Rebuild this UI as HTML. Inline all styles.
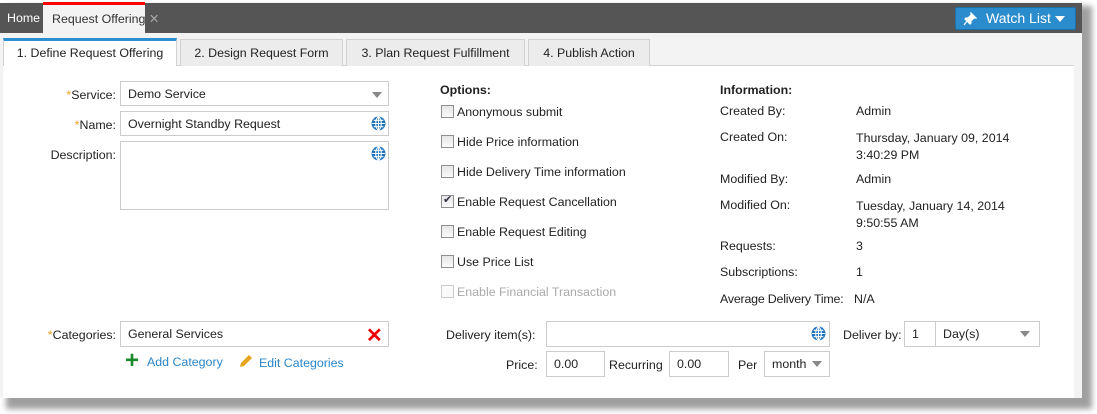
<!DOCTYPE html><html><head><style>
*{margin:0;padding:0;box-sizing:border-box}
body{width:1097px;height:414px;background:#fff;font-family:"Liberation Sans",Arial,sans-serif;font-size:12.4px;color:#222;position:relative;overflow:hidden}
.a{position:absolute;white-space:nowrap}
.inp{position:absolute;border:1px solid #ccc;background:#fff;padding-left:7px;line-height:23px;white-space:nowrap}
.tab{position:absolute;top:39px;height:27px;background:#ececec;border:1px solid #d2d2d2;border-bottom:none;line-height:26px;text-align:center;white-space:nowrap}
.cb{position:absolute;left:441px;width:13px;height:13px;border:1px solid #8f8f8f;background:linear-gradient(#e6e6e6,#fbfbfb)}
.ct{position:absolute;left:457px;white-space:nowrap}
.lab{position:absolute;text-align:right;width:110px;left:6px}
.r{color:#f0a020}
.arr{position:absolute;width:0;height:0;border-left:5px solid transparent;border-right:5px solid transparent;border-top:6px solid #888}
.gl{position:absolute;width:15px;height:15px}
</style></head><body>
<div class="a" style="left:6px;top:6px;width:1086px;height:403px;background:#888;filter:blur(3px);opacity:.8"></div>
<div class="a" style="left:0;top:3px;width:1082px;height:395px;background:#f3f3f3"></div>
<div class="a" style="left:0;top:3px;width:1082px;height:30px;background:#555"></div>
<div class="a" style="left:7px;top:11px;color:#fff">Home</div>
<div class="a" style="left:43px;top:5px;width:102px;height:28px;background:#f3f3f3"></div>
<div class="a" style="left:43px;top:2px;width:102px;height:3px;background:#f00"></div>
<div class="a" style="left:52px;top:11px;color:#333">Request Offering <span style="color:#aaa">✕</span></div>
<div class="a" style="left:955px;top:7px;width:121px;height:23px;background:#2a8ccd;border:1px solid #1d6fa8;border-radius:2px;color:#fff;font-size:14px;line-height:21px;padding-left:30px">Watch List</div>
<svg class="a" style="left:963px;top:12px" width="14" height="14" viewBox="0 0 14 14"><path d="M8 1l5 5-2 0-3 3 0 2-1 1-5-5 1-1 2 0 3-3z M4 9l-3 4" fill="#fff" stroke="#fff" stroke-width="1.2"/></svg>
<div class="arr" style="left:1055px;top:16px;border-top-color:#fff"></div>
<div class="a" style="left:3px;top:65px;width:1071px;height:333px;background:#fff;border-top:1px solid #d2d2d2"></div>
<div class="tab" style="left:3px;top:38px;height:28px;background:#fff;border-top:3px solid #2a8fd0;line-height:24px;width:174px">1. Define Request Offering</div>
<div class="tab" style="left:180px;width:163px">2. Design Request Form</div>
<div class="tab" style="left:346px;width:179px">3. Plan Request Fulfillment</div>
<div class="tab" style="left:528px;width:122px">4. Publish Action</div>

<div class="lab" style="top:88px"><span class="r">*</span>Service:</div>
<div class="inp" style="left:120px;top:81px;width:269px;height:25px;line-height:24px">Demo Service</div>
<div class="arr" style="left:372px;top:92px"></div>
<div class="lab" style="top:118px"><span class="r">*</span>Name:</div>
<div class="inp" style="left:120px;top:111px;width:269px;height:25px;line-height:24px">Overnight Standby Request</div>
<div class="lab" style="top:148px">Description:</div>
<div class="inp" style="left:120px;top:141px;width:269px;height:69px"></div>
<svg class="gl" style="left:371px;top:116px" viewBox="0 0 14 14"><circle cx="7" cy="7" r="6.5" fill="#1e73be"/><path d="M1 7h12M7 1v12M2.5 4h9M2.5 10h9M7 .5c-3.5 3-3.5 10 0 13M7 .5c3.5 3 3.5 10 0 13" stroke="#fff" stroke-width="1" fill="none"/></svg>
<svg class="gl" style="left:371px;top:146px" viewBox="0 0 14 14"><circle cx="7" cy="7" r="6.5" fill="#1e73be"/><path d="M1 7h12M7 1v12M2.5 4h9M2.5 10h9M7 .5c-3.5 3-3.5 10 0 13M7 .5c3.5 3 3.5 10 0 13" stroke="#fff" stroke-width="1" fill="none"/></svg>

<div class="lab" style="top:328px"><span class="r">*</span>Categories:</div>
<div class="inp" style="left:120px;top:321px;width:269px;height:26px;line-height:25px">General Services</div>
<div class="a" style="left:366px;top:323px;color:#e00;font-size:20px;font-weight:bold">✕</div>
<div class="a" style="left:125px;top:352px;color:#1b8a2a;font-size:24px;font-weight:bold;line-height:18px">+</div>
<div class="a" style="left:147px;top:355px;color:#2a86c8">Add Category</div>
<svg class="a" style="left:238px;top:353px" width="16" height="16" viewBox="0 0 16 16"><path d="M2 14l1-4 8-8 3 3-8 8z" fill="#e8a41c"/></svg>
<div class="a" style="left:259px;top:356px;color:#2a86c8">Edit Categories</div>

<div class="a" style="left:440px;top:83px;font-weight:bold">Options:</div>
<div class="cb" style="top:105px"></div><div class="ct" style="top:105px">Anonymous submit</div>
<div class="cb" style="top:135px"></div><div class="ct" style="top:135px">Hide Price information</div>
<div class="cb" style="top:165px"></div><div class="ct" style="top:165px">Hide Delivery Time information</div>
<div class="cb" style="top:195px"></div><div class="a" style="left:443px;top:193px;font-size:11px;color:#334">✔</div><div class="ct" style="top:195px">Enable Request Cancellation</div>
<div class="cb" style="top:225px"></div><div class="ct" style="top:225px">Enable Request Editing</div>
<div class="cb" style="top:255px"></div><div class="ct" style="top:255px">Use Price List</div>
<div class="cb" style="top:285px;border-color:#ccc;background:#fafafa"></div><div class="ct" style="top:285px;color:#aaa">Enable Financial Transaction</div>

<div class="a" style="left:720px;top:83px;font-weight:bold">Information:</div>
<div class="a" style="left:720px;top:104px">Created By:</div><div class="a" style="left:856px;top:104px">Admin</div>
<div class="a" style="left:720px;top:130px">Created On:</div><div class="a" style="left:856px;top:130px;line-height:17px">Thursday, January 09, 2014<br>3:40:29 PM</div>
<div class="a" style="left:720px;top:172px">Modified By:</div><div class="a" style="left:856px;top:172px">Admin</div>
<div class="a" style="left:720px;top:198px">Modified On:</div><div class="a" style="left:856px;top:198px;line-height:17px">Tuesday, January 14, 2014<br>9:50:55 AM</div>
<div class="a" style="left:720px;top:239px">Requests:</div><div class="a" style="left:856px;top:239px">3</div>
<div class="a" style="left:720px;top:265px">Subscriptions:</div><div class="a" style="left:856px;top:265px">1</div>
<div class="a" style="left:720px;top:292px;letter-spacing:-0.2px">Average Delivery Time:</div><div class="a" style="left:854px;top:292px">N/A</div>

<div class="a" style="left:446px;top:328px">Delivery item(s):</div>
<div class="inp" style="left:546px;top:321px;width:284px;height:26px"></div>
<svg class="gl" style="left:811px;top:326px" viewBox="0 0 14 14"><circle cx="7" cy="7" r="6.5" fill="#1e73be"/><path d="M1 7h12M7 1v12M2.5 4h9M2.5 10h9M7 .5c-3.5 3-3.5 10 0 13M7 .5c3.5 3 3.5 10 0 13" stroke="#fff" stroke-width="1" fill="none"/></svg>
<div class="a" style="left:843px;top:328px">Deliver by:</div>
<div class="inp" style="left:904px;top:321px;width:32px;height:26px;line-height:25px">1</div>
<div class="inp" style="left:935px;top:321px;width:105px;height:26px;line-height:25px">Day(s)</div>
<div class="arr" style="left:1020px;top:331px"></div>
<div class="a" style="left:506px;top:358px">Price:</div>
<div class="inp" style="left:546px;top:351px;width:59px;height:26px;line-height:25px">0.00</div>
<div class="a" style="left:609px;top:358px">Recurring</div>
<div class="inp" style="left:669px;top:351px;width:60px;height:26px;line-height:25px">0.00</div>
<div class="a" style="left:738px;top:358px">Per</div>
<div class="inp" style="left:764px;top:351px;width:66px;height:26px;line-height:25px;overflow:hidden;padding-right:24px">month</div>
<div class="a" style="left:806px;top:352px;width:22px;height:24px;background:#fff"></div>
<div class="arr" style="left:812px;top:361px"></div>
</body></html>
^^^^
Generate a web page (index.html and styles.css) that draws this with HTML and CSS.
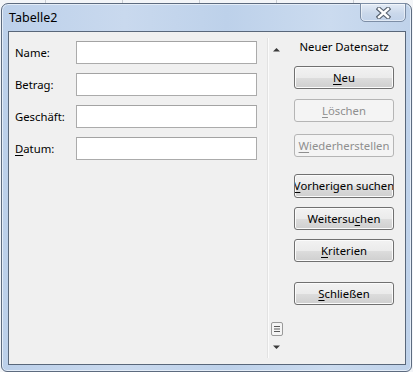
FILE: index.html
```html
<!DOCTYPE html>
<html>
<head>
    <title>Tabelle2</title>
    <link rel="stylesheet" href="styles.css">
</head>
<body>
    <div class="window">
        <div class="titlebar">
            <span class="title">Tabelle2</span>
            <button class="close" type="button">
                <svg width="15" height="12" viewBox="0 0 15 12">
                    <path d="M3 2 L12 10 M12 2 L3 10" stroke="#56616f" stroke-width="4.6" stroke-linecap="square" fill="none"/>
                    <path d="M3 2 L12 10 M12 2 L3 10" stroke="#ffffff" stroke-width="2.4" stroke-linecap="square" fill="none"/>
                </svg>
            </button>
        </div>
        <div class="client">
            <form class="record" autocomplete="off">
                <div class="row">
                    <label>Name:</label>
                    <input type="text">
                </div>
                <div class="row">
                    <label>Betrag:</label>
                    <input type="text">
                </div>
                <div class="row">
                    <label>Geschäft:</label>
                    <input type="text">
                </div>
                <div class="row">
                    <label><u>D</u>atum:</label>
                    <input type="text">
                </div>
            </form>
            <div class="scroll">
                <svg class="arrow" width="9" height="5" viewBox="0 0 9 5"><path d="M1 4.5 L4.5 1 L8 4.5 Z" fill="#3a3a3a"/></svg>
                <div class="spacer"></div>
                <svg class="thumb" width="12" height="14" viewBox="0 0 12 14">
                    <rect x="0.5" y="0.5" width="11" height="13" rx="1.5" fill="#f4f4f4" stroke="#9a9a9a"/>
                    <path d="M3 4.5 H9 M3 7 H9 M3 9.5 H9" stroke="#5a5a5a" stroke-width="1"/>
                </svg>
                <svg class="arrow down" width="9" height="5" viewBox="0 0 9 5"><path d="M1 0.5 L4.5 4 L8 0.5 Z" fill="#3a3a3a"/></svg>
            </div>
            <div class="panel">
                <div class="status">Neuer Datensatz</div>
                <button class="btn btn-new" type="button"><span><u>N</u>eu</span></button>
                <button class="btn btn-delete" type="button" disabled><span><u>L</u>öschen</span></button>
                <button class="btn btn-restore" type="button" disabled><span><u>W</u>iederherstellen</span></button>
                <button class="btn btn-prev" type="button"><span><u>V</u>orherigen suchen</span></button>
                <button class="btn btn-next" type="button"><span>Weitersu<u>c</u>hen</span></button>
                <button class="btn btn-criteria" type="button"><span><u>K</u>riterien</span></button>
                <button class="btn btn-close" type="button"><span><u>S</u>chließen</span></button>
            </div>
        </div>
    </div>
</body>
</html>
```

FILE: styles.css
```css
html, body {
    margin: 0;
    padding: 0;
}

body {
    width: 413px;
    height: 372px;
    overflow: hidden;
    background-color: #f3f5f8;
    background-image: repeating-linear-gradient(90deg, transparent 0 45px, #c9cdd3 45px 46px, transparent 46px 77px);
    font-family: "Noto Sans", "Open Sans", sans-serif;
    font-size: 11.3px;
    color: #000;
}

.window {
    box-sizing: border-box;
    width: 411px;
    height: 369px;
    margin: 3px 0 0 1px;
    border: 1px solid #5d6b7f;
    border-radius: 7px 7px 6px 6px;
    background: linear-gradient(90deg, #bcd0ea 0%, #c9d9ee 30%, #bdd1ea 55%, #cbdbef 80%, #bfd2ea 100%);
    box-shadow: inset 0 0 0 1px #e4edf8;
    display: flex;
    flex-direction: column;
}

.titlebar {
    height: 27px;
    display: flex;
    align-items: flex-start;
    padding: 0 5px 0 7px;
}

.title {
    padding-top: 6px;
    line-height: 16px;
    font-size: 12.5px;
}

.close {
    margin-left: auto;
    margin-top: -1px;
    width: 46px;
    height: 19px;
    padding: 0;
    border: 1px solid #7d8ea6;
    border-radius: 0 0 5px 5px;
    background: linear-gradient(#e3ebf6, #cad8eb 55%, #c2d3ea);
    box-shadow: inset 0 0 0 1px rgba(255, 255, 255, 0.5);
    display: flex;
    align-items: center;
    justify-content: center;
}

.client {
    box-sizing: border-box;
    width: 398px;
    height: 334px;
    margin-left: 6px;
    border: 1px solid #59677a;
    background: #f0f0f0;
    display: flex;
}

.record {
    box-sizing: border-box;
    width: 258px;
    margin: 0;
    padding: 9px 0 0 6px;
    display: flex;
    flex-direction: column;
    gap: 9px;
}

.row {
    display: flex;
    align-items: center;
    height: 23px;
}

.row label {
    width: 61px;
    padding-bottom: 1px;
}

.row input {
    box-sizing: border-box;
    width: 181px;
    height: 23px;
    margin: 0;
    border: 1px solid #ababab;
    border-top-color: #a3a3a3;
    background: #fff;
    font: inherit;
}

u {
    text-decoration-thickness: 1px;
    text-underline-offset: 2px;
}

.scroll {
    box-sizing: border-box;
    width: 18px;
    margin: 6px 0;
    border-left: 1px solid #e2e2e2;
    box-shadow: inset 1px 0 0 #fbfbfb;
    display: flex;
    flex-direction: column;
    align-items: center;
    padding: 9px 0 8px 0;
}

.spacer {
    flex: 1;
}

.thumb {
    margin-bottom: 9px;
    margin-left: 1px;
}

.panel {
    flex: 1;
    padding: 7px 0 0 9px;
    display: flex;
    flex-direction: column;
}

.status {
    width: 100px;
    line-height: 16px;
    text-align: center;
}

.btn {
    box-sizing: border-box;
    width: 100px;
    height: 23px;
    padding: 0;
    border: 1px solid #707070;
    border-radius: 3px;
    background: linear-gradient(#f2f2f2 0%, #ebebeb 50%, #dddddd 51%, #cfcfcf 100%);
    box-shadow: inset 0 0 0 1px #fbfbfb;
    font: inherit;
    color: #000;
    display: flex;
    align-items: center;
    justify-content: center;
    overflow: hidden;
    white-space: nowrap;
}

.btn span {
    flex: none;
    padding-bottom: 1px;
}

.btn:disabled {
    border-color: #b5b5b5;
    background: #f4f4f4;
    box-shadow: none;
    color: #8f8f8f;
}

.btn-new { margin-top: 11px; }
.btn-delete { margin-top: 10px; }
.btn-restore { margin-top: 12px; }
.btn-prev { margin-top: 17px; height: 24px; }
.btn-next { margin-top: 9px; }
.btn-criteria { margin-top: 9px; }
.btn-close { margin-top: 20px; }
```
^^^^
▶ _EXERCISE TASK_
Show the lines of the material that contain the word "this".

▶ _REPLY_
Rebuild this UI as HTML. Inline all styles.
Generate a web page (index.html and styles.css) that draws this with HTML and CSS.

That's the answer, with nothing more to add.